- _Exercise_: Go through the entries below and pick out every line with "screenshot".

- _Record list_:
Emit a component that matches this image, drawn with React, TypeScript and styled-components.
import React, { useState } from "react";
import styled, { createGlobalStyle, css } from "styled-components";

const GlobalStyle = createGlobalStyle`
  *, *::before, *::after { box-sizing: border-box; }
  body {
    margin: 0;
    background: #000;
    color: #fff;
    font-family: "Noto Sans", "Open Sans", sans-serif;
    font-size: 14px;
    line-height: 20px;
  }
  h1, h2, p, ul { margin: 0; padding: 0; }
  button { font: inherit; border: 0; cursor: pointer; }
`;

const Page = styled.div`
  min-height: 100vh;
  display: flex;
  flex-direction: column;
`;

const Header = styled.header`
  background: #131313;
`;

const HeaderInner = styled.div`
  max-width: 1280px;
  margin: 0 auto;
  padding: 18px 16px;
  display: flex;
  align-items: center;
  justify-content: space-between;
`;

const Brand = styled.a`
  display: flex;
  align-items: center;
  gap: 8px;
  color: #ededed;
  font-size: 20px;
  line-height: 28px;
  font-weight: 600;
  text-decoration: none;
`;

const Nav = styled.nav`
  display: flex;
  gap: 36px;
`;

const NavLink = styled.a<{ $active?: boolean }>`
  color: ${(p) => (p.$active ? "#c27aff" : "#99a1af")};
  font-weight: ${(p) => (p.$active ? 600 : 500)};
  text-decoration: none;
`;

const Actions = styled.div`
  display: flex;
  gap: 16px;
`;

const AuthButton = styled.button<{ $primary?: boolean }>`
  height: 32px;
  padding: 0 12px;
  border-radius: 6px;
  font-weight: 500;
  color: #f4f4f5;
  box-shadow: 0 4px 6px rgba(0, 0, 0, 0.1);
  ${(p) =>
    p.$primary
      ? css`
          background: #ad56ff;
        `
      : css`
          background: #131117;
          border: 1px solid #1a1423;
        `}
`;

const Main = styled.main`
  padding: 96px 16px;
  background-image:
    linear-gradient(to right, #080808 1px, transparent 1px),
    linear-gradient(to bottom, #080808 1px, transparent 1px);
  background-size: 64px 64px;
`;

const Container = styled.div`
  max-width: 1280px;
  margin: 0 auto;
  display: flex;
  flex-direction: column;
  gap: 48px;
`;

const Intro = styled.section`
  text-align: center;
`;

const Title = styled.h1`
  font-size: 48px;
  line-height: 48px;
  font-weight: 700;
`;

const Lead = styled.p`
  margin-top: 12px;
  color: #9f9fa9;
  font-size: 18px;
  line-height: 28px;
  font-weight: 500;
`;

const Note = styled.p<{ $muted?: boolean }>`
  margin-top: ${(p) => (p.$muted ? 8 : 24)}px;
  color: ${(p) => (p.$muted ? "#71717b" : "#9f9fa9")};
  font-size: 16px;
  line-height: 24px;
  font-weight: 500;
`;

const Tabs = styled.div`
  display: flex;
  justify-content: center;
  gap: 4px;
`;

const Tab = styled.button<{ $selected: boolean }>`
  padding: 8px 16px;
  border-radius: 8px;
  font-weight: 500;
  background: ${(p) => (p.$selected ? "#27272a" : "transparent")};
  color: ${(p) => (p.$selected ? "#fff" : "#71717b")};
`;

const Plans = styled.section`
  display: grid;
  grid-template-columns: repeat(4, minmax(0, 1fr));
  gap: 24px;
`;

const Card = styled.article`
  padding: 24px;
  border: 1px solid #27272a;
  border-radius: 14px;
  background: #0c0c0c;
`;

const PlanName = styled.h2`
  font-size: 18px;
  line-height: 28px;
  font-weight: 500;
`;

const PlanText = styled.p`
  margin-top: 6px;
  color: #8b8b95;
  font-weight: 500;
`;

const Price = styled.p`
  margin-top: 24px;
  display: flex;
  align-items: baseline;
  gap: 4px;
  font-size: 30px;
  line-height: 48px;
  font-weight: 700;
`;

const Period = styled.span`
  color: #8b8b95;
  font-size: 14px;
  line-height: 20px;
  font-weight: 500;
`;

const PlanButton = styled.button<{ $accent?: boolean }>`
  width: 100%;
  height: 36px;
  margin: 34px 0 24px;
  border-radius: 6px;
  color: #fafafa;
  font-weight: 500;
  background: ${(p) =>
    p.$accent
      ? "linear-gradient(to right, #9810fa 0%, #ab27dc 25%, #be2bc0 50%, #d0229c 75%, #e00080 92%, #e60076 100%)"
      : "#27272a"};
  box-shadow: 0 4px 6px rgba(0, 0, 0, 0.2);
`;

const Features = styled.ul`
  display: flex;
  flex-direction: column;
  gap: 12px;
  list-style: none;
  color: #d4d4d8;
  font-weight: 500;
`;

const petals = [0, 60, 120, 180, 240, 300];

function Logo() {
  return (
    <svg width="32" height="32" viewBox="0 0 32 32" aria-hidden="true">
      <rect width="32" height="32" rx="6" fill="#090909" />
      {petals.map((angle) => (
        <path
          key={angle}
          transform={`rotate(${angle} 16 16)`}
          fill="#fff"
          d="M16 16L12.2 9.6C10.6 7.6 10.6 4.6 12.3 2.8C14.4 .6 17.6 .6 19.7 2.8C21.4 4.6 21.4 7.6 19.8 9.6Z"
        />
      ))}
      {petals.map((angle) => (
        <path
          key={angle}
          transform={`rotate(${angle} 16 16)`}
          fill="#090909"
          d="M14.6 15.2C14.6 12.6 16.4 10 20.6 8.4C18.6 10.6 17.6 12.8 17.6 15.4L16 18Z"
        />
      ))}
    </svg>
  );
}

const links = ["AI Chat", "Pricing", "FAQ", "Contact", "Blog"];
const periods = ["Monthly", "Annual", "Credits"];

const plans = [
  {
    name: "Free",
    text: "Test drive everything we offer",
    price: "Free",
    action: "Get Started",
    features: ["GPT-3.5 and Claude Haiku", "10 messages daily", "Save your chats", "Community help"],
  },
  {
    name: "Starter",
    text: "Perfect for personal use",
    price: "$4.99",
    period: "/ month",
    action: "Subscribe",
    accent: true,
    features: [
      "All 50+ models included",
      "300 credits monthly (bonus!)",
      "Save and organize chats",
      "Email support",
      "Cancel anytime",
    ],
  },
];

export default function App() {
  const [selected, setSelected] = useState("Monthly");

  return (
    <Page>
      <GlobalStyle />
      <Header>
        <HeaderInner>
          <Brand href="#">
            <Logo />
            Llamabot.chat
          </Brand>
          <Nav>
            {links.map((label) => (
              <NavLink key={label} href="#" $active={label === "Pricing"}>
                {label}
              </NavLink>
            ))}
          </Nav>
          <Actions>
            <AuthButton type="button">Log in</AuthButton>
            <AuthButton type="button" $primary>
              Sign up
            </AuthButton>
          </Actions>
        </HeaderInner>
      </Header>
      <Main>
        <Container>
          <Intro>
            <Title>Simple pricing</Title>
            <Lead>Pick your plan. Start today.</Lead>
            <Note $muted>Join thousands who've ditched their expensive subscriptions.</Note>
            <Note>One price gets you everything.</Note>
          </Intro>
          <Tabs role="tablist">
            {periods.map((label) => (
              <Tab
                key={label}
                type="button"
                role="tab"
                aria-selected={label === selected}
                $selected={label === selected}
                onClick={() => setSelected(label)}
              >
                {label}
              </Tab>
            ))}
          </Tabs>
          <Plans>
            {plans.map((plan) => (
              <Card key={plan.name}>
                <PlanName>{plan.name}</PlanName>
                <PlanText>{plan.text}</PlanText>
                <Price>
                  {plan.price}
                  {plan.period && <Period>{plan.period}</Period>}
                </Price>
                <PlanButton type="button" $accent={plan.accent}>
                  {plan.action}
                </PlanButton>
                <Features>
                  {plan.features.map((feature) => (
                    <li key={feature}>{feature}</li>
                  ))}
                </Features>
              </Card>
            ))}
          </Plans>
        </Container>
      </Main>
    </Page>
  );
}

==

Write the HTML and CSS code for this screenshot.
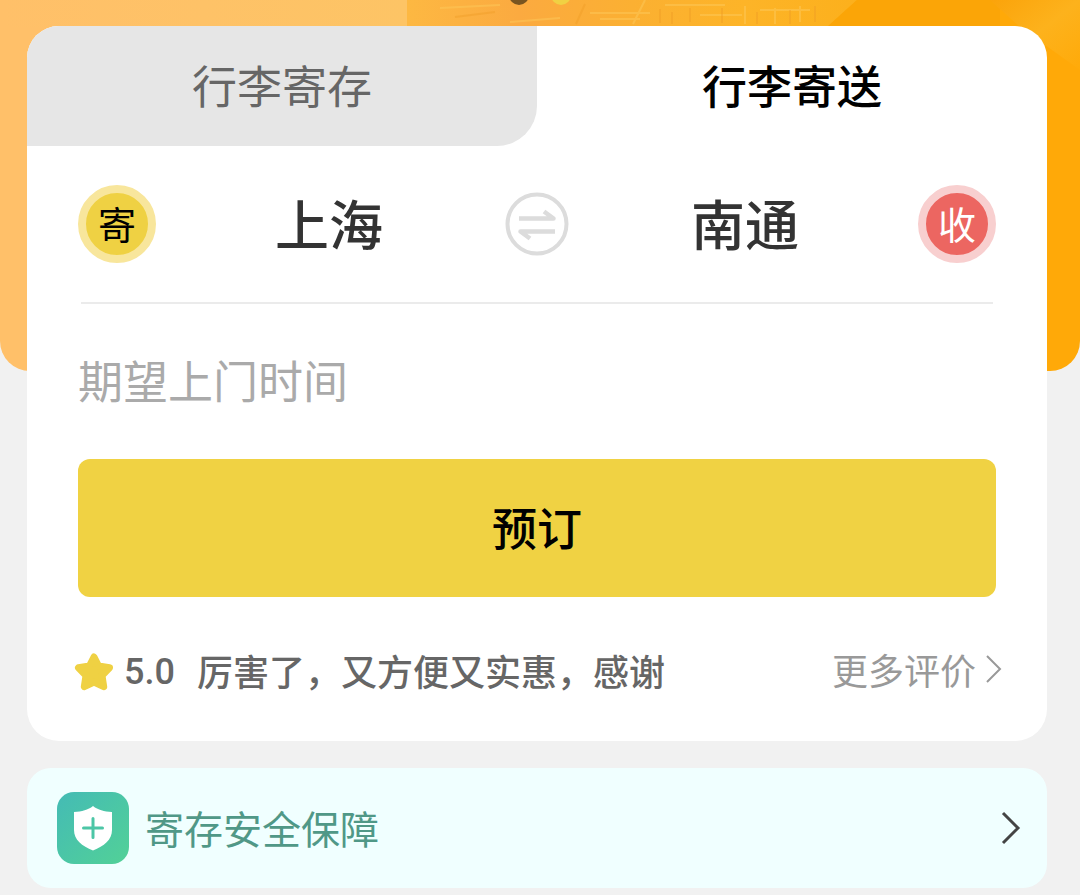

---

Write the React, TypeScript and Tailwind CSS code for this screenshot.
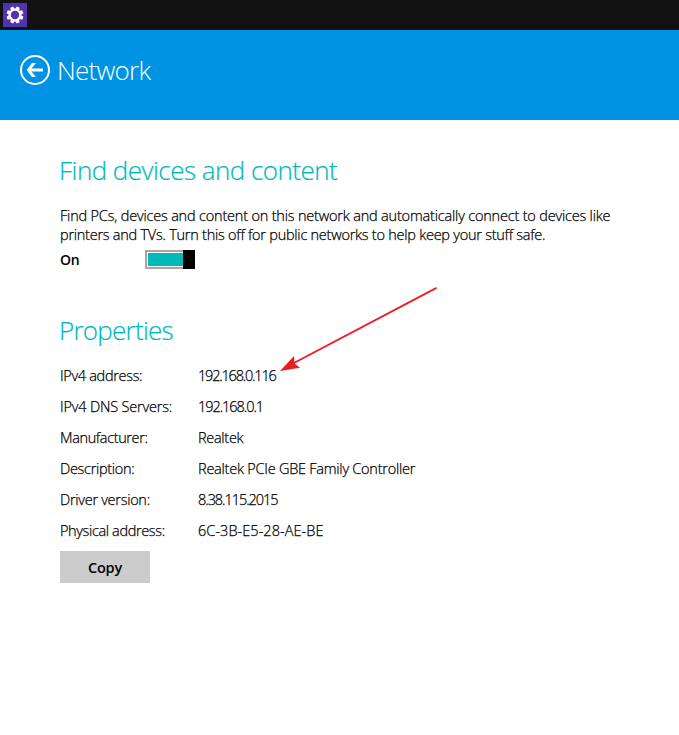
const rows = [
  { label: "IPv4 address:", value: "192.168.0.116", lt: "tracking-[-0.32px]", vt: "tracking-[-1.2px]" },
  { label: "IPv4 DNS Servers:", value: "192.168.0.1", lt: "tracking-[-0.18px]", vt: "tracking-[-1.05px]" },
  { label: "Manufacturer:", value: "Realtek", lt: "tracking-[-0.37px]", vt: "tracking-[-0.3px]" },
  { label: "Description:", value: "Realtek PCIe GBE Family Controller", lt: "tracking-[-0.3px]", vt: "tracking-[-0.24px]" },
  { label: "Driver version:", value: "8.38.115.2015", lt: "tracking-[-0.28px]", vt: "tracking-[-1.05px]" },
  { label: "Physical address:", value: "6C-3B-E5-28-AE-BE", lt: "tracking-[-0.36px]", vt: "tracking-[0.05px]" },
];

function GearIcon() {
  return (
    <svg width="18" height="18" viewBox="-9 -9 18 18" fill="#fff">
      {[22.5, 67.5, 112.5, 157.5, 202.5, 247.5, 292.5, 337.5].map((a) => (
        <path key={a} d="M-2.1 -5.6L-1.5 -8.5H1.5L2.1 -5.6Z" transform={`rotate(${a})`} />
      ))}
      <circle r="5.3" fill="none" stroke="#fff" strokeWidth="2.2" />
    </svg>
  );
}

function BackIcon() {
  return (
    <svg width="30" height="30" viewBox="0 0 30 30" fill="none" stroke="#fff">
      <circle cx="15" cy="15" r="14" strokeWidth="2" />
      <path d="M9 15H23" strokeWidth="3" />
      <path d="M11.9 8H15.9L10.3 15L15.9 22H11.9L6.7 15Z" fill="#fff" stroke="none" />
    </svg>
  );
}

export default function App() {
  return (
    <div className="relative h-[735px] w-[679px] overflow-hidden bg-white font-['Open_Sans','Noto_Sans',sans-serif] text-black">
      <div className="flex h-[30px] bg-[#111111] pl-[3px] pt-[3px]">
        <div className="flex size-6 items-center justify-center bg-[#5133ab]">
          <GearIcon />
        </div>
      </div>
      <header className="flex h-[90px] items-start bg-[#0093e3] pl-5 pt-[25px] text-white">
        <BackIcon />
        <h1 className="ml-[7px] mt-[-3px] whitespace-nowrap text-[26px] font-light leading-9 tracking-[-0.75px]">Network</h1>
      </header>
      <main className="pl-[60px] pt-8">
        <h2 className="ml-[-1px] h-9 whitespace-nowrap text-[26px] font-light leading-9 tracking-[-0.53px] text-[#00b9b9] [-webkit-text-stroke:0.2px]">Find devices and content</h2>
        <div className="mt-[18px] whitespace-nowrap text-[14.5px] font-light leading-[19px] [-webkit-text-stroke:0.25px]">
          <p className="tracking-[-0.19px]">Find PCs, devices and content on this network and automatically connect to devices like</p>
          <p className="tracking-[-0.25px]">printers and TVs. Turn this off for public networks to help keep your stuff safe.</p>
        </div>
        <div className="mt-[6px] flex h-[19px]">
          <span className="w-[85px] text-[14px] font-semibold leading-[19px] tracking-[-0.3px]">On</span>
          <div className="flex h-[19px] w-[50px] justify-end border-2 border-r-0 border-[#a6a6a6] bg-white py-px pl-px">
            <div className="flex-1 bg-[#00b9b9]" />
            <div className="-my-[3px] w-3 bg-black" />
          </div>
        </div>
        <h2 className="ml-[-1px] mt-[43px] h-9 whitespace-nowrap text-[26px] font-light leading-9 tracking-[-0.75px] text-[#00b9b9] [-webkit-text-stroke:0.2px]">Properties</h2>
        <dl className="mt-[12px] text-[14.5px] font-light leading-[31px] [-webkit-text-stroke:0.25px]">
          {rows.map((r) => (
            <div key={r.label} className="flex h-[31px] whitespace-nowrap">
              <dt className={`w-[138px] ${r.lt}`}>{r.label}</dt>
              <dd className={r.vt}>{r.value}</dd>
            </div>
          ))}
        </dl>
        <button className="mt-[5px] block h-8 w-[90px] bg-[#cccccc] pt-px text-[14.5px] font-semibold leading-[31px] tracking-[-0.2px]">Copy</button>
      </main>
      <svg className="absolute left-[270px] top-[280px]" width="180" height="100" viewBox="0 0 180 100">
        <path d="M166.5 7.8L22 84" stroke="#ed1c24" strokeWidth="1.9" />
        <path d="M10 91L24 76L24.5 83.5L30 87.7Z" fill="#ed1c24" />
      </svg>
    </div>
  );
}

- _Final result_:
Write the HTML and CSS code for this screenshot.
Write the React, TypeScript and Tailwind CSS code for this screenshot.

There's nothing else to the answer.